Too Afraid to Drive: Systematic Discovery of Semantic DoS Vulnerability in Autonomous Driving Planning under Physical-World Attacks

Ziwen Wan (University of California, Irvine), Junjie Shen (University of California, Irvine), Jalen Chuang (University of California, Irvine), Xin Xia (The University of California, Los Angeles), Joshua Garcia (University of California, Irvine), Jiaqi Ma (The University of California, Los Angeles), Qi Alfred Chen (University of California, Irvine)

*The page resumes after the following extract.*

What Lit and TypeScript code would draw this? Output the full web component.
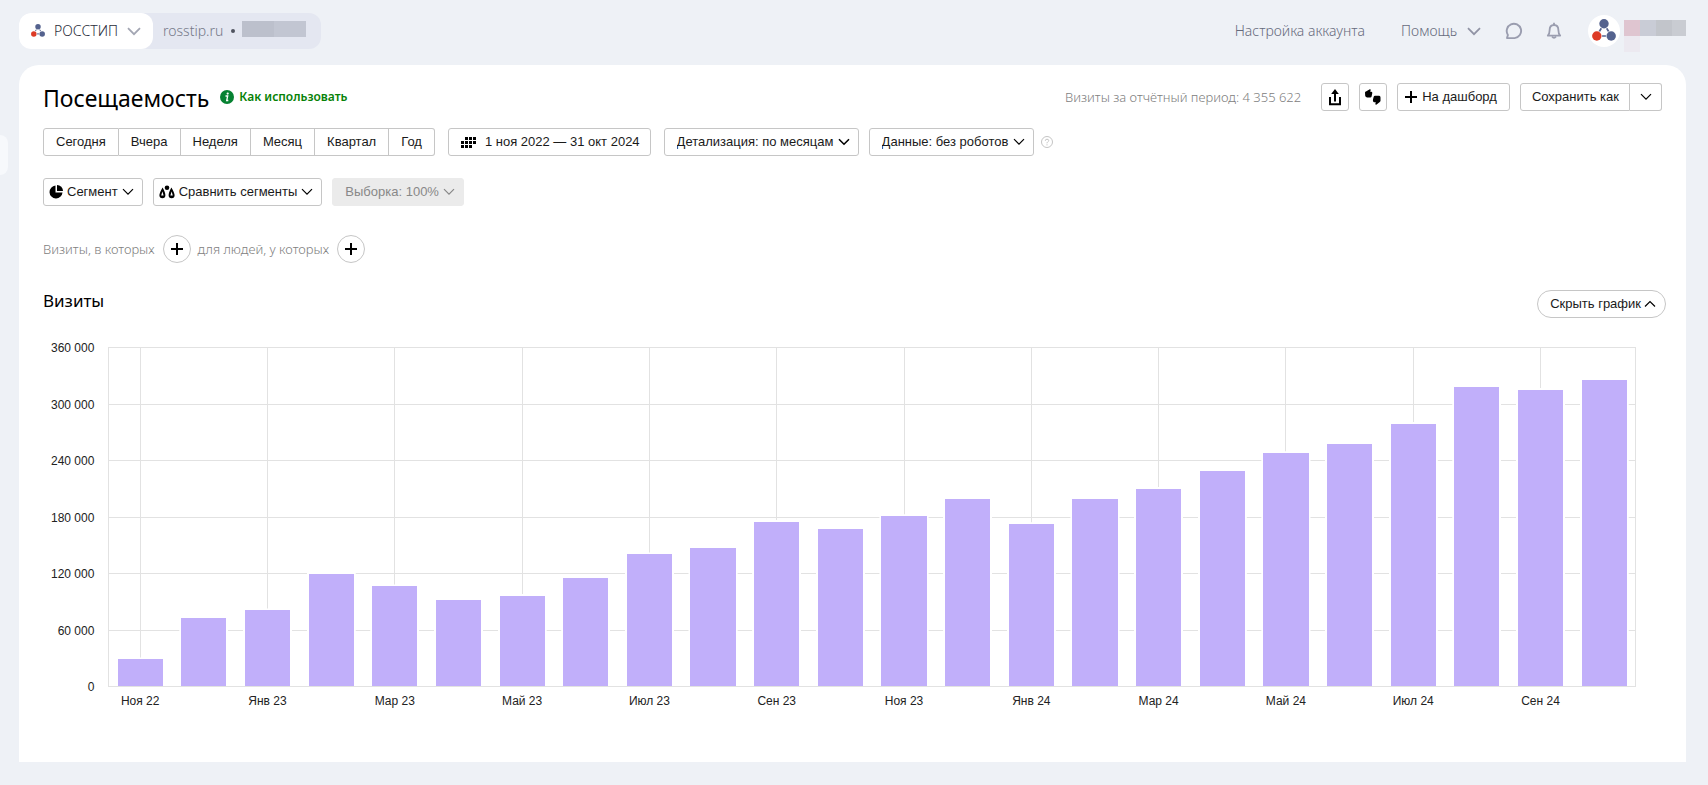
import { LitElement, html, svg, css } from "lit";
import { customElement, property, state } from "lit/decorators.js";
import { classMap } from "lit/directives/class-map.js";

const glyphs = {
  share: { w: 14, h: 18, body: svg`<path d="M2 9v7.200h10V9" fill="none" stroke="currentColor" stroke-width="2"/><path d="M7 13.500V4" stroke="currentColor" stroke-width="2"/><path d="M7 1l3.800 5H3.200z" fill="currentColor"/>` },
  thumbs: { w: 18, h: 16, body: svg`<path d="M1 3.600Q1 2.600 2.400 2.200L5.800.2Q7 0 6.600 1.400L6.200 2.700h1.200q1.100.2.9 1.300L7.600 7.400Q7.300 8.400 6.200 8.400H3Q1.300 8.200 1.200 6.800Z" fill="currentColor"/><path d="M9 12q-.2-1 .1-2l.6-2.300Q10 6.800 11 6.800h4.200q1.300.2 1.300 1.600v3.300q0 .9-1 1.500L12.600 15.600q-1.500.4-1.200-1.200l.4-1.200H10Q9.100 13 9 12Z" fill="currentColor"/>` },
  plus: { w: 12, h: 12, body: svg`<path d="M6 0v12M0 6h12" stroke="currentColor" stroke-width="2"/>` },
  calendar: { w: 15, h: 11, body: svg`<path d="M4 0h3v3H4zM8 0h3v3H8zM12 0h3v3h-3zM0 4h3v3H0zM4 4h3v3H4zM8 4h3v3H8zM12 4h3v3h-3zM0 8h3v3H0zM4 8h3v3H4zM8 8h3v3H8z" fill="currentColor"/>` },
  pie: { w: 14, h: 14, body: svg`<path d="M6.500.5v7h7A6.500 6.500 0 1 1 6.500.5Z" fill="currentColor"/><path d="M8 0a6 6 0 0 1 6 6H8Z" fill="currentColor"/>` },
  scales: { w: 16, h: 14, body: svg`<circle cx="8" cy="2.800" r="2.300" fill="currentColor"/><path d="M3.600 2.500Q6.400 7.500 6.400 10.300a3 3 0 0 1-6 0Q.4 8 3.600 2.500ZM12.400 2.500q3.200 5.500 3.200 7.800a3 3 0 0 1-6 0Q9.600 7.500 12.400 2.500Z" fill="currentColor"/><path d="M3.400 6.500l1.200 4h-2.400zM12.600 6.500l1.200 4h-2.400z" fill="#fff"/>` },
  down: { w: 12, h: 8, body: svg`<path d="M1 1.200l5 5 5-5" fill="none" stroke="currentColor" stroke-width="1.200"/>` },
  downBold: { w: 12, h: 8, body: svg`<path d="M1 1.200l5 5 5-5" fill="none" stroke="currentColor" stroke-width="1.600"/>` },
  up: { w: 12, h: 8, body: svg`<path d="M1 6.500l5-5 5 5" fill="none" stroke="currentColor" stroke-width="1.200"/>` },
  downWide: { w: 14, h: 9, body: svg`<path d="M1 1.200l6 6 6-6" fill="none" stroke="currentColor" stroke-width="1.800"/>` },
  info: { w: 14, h: 14, body: svg`<circle cx="7" cy="7" r="7" fill="currentColor"/><circle cx="7.700" cy="3.600" r="1.100" fill="#fff"/><path d="M5.500 6h2.200L6.700 10.500h1.600" fill="none" stroke="#fff" stroke-width="1.300"/>` },
  help: { w: 12, h: 12, body: svg`<circle cx="6" cy="6" r="5.500" fill="none" stroke="currentColor"/><path d="M4.300 4.800q0-1.600 1.700-1.600t1.700 1.400q0 .9-1 1.400-.7.400-.7 1.300M6 8.300v1.100" fill="none" stroke="currentColor"/>` },
  chat: { w: 18, h: 18, body: svg`<path d="M2 16.100l.9-3.200A7.200 7.200 0 1 1 9.600 16.100Z" fill="none" stroke="currentColor" stroke-width="1.900" stroke-linejoin="round"/>` },
  bell: { w: 16, h: 18, body: svg`<path d="M1.800 13.600h12.400c-1.600-1.500-1.800-3-1.800-5.400C12.400 5.300 10.800 3 8 3S3.600 5.300 3.600 8.200c0 2.400-.2 3.900-1.800 5.400Z" fill="none" stroke="currentColor" stroke-width="1.800" stroke-linejoin="round"/><path d="M8 3V.8M6 14.500q2 2.500 4 0" fill="none" stroke="currentColor" stroke-width="1.800"/>` },
};
type Glyph = keyof typeof glyphs;
const icon = (name: Glyph) => {
  const g = glyphs[name];
  return html`<svg class="icon" width=${g.w} height=${g.h} viewBox="0 0 ${g.w} ${g.h}" aria-hidden="true">${g.body}</svg>`;
};

const logo = (size: number) => html`<svg class="icon" width=${size} height=${size} viewBox="0 0 24 24" aria-hidden="true">
  <path d="M12 5L4.500 17h15Z" fill="none" stroke="#54628e" stroke-width="1.700"/>
  <circle cx="12" cy="4.800" r="5.400" fill="#fff"/><circle cx="4.800" cy="17" r="5.400" fill="#fff"/><circle cx="19.200" cy="17" r="5.400" fill="#fff"/>
  <circle cx="12" cy="4.800" r="4.700" fill="#54628e"/><circle cx="4.800" cy="17" r="4.700" fill="#dd3b26"/><circle cx="19.200" cy="17" r="4.700" fill="#54628e"/>
</svg>`;

interface Month { label: string; visits: number }

const months: Month[] = [
  ["Ноя 22", 29300], ["Дек 22", 72800], ["Янв 23", 81300], ["Фев 23", 119800],
  ["Мар 23", 106800], ["Апр 23", 92300], ["Май 23", 96800], ["Июн 23", 115300],
  ["Июл 23", 140800], ["Авг 23", 147300], ["Сен 23", 175300], ["Окт 23", 167800],
  ["Ноя 23", 181300], ["Дек 23", 199300], ["Янв 24", 172800], ["Фев 24", 199300],
  ["Мар 24", 210300], ["Апр 24", 229300], ["Май 24", 248300], ["Июн 24", 257800],
  ["Июл 24", 279300], ["Авг 24", 318300], ["Сен 24", 315300], ["Окт 24", 325800],
].map(([label, visits]) => ({ label: label as string, visits: visits as number }));

@customElement("visits-chart")
export class VisitsChart extends LitElement {
  @property({ attribute: false }) data: Month[] = [];
  @property({ type: Number }) step = 60000;
  @property({ type: Number }) max = 360000;

  static styles = css`
    :host { display: block; font: 12px/16px "Liberation Sans", Arial, sans-serif; color: #222; }
    .chart { display: grid; grid-template-columns: auto 1fr; column-gap: 14px; row-gap: 6px; }
    .scale { display: flex; flex-direction: column; justify-content: space-between; margin: -7px 0 -8px; text-align: right; white-space: nowrap; }
    .plot { display: grid; height: 340px; }
    .lines, .bars { grid-area: 1 / 1; }
    .lines { display: grid; grid-auto-rows: 1fr; border: solid #e2e2e2; border-width: 0 1px 1px; }
    .line { border-top: 1px solid #e2e2e2; }
    .bars, .months { display: grid; grid-auto-flow: column; grid-auto-columns: minmax(0, 1fr); }
    .slot { display: flex; align-items: flex-end; justify-content: center; padding-bottom: 1px; }
    .marked { background: linear-gradient(#e2e2e2, #e2e2e2) center / 1px 100% no-repeat; }
    .bar { width: 71%; background: #c1affa; box-shadow: 0 0 0 2px #fff; clip-path: inset(-2px -2px 0); }
    .months { grid-column: 2; text-align: center; white-space: nowrap; }
  `;

  render() {
    const count = this.max / this.step;
    const ticks = Array.from({ length: count + 1 }, (_, i) => this.max - i * this.step);
    return html`<div class="chart">
      <div class="scale">${ticks.map((t) => html`<span>${String(t).replace(/(\d)(?=(\d{3})+$)/g, "$1\u00a0")}</span>`)}</div>
      <div class="plot">
        <div class="lines">${ticks.slice(1).map(() => html`<div class="line"></div>`)}</div>
        <div class="bars">${this.data.map((m, i) => html`
          <div class=${classMap({ slot: true, marked: i % 2 === 0 })}>
            <div class="bar" style="height:calc(${((m.visits / this.max) * 100).toFixed(2)}% - 1px)"></div>
          </div>`)}</div>
      </div>
      <div class="months">${this.data.map((m, i) => html`<span>${i % 2 === 0 ? m.label : ""}</span>`)}</div>
    </div>`;
  }
}

@customElement("app-root")
export class AppRoot extends LitElement {
  @state() private chartOpen = true;

  static styles = css`
    :host { display: block; box-sizing: border-box; position: relative; min-height: 100vh; padding: 13px 22px 23px 19px;
      background: #eef1f6; color: #000; font: 12px/16px "Noto Sans", "Open Sans", sans-serif; }
    * { box-sizing: border-box; }
    .icon { display: block; flex: none; }
    button, select { font: 13px/16px "Liberation Sans", Arial, sans-serif; color: #1a1a1a; margin: 0; }
    a { text-decoration: none; }

    .top { display: flex; align-items: center; justify-content: space-between; height: 36px; font-size: 14px; line-height: 20px; font-weight: 300; color: #666a7c; }
    .counter { display: flex; align-items: center; height: 36px; border-radius: 12px; background: #e4e7f1; padding-right: 15px; }
    .project { display: flex; align-items: center; height: 36px; padding: 0 12px; margin-right: 10px; border: 0; border-radius: 12px; background: #fff;
      font: 300 14px/20px "Noto Sans", sans-serif; color: #2a2d3a; gap: 9px; }
    .project .icon:last-child { color: #a3a6b3; }
    .site { color: #747888; }
    .dot { width: 4px; height: 4px; margin: 0 7px 0 8px; border-radius: 50%; background: #50535f; }
    .masked-id { width: 64px; height: 16px; margin-bottom: 4px; background: linear-gradient(90deg, #bcc0cc 50%, #c2c6d2 50%); }
    .account { display: flex; align-items: center; }
    .account a { color: #666a7c; }
    .help-menu { display: flex; align-items: center; gap: 10px; margin: 0 24px 0 36px; padding: 0; border: 0; background: none; font: 300 14px/20px "Noto Sans", sans-serif; color: #666a7c; }
    .help-menu .icon { color: #9194a5; }
    .plain { padding: 0; border: 0; background: none; color: #9a9daf; }
    .plain + .plain { margin-left: 23px; }
    .avatar { display: grid; place-items: center; width: 32px; height: 32px; margin: 0 4px 0 26px; border-radius: 50%; background: #fff; }
    .masked-user { align-self: flex-start; width: 62px; height: 32px; margin: 5px 0 -12px;
      background: linear-gradient(90deg, #dfc5d0 16px, #c9ccd6 16px 32px, #c2c5cb 32px 48px, #c9ccd2 48px) 0 0 / 100% 16px no-repeat,
        linear-gradient(#ece9f0, #ece9f0) 0 16px / 16px 16px no-repeat; }

    .handle { position: absolute; left: 0; top: 135px; width: 8px; height: 40px; padding: 0; border: 0; border-radius: 0 8px 8px 0; background: #f7f9fc; }

    .card { margin-top: 16px; padding: 18px 24px 53px; border-radius: 20px 20px 0 0; background: #fff; }
    .row { display: flex; align-items: center; }
    h1 { margin: 0 11px 0 0; padding-top: 2px; font-size: 23px; line-height: 26px; font-weight: 400; }
    h2 { margin: 0; font-size: 17px; line-height: 24px; font-weight: 400; }
    .guide { display: flex; align-items: center; gap: 5px; color: #078232; font-weight: 600; }
    .guide span { color: #078207; }
    .summary { margin-left: auto; margin-right: 20px; }
    .summary, .audience { font-size: 13px; font-weight: 300; color: #808080; }
    .actions { display: flex; gap: 10px; }
    .btn { display: inline-flex; align-items: center; height: 28px; border: 1px solid #c6c6c6; border-radius: 3px; background: #fff; padding: 0 12px; white-space: nowrap; }
    .btn .icon { color: #000; }
    .square { width: 28px; padding: 0; justify-content: center; }
    .dash { padding: 0 12px 0 7px; gap: 5px; }
    .group { display: flex; }
    .group .btn { border-radius: 0; }
    .group .btn + .btn { border-left-width: 0; }
    .group .btn:first-child { border-radius: 3px 0 0 3px; }
    .group .btn:last-child { border-radius: 0 3px 3px 0; }
    .arrow { width: 32px; padding: 0; justify-content: center; }
    .group .save { padding: 0 10px 0 11px; }

    .period { margin-top: 17px; gap: 13px; }
    .period .date { gap: 9px; padding-right: 10px; }
    .filters { display: flex; align-items: center; gap: 10px; }
    .pick { display: grid; align-items: center; }
    .pick select, .pick .icon { grid-area: 1 / 1; }
    .pick .icon { justify-self: end; margin-right: 9px; pointer-events: none; }
    .pick select { appearance: none; height: 28px; padding: 0 24px 0 12px; border: 1px solid #c6c6c6; border-radius: 3px; background: #fff; }
    .pick select:disabled { border-color: #ebebeb; background: #ebebeb; color: #888; opacity: 1; }
    .pick select:disabled + .icon { color: #888; }
    .hint { color: #c4c4c4; margin-left: -3px; }

    .segments { margin-top: 22px; gap: 10px; }
    .segments .btn { padding: 0 8px 0 5px; gap: 4px; }

    .audience { margin-top: 29px; }
    .add { display: grid; place-items: center; width: 28px; height: 28px; margin: 0 7px 0 8px; padding: 0; border: 1px solid #c6c6c6; border-radius: 50%; background: #fff; color: #000; }

    .chart-head { display: flex; align-items: flex-start; justify-content: space-between; margin-top: 26px; margin-right: -4px; }
    .toggle { margin-top: 1px; border-radius: 14px; gap: 3px; padding: 0 9px 0 12px; }
    .chart-body { margin: 29px 26px 0 0; padding-left: 8px; }
  `;

  private select(label: string, value: string, glyph: Glyph, disabled = false) {
    return html`<label class="pick"><select aria-label=${label} ?disabled=${disabled}><option>${value}</option></select>${icon(glyph)}</label>`;
  }

  render() {
    return html`
      <header class="top">
        <div class="counter">
          <button class="project">${logo(14)}<span>РОССТИП</span>${icon("downWide")}</button>
          <span class="site">rosstip.ru</span><span class="dot"></span><span class="masked-id"></span>
        </div>
        <nav class="account">
          <a href="#settings">Настройка аккаунта</a>
          <button class="help-menu"><span>Помощь</span>${icon("downWide")}</button>
          <button class="plain" aria-label="Чат">${icon("chat")}</button>
          <button class="plain" aria-label="Уведомления">${icon("bell")}</button>
          <span class="avatar">${logo(24)}</span>
          <span class="masked-user"></span>
        </nav>
      </header>
      <button class="handle" aria-label="Меню"></button>

      <main class="card">
        <div class="row">
          <h1>Посещаемость</h1>
          <a class="guide" href="#guide">${icon("info")}<span>Как использовать</span></a>
          <span class="summary">Визиты за отчётный период: 4 355 622</span>
          <div class="actions">
            <button class="btn square" aria-label="Поделиться">${icon("share")}</button>
            <button class="btn square" aria-label="Оценить отчёт">${icon("thumbs")}</button>
            <button class="btn dash">${icon("plus")}<span>На дашборд</span></button>
            <div class="group">
              <button class="btn save">Сохранить как</button>
              <button class="btn arrow" aria-label="Ещё варианты">${icon("down")}</button>
            </div>
          </div>
        </div>

        <div class="row period">
          <div class="group">
            ${["Сегодня", "Вчера", "Неделя", "Месяц", "Квартал", "Год"].map((p) => html`<button class="btn">${p}</button>`)}
          </div>
          <button class="btn date">${icon("calendar")}<span>1 ноя 2022 — 31 окт 2024</span></button>
          <div class="filters">
            ${this.select("Детализация", "Детализация: по месяцам", "downBold")}
            ${this.select("Данные", "Данные: без роботов", "down")}
            <button class="plain hint" aria-label="Справка">${icon("help")}</button>
          </div>
        </div>

        <div class="row segments">
          <button class="btn">${icon("pie")}<span>Сегмент</span>${icon("down")}</button>
          <button class="btn">${icon("scales")}<span>Сравнить сегменты</span>${icon("down")}</button>
          ${this.select("Выборка", "Выборка: 100%", "down", true)}
        </div>

        <div class="row audience">
          <span>Визиты, в которых</span>
          <button class="add" aria-label="Добавить условие для визитов">${icon("plus")}</button>
          <span>для людей, у которых</span>
          <button class="add" aria-label="Добавить условие для людей">${icon("plus")}</button>
        </div>

        <div class="chart-head">
          <h2>Визиты</h2>
          <button class="btn toggle" @click=${() => (this.chartOpen = !this.chartOpen)}>
            <span>${this.chartOpen ? "Скрыть график" : "Показать график"}</span>${icon(this.chartOpen ? "up" : "down")}
          </button>
        </div>
        ${this.chartOpen ? html`<div class="chart-body"><visits-chart .data=${months}></visits-chart></div>` : ""}
      </main>
    `;
  }
}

In high-level Autonomous Driving (AD) systems, behavioral planning is in charge of making high-level driving decisions such as cruising and stopping, and thus highly security-critical. In this work, we perform the first systematic study of semantic security vulnerabilities specific to overly-conservative AD behavioral planning behaviors, i.e., those that can cause failed or significantly-degraded mission performance, which can be critical for AD services such as robo-taxi/delivery. We call them semantic Denial-of-Service (DoS) vulnerabilities, which we envision to be most generally exposed in practical AD systems due to the tendency for conservativeness to avoid safety incidents. To achieve high practicality and realism, we assume that the attacker can only introduce seemingly-benign external physical objects to the driving environment, e.g., off-road dumped cardboard boxes.

To systematically discover such vulnerabilities, we design PlanFuzz, a novel dynamic testing approach that addresses various problem-specific design challenges. Specifically, we propose and identify planning invariants as novel testing oracles, and design new input generation to systematically enforce problem-specific constraints for attacker-introduced physical objects. We also design a novel behavioral planning vulnerability distance metric to effectively guide the discovery. We evaluate PlanFuzz on 3 planning implementations from practical open-source AD systems, and find that it can effectively discover 9 previously-unknown semantic DoS vulnerabilities without false positives. We find all our new designs necessary, as without each design, statistically significant performance drops are generally observed. We further perform exploitation case studies using simulation and real-vehicle traces. We discuss root causes and potential fixes.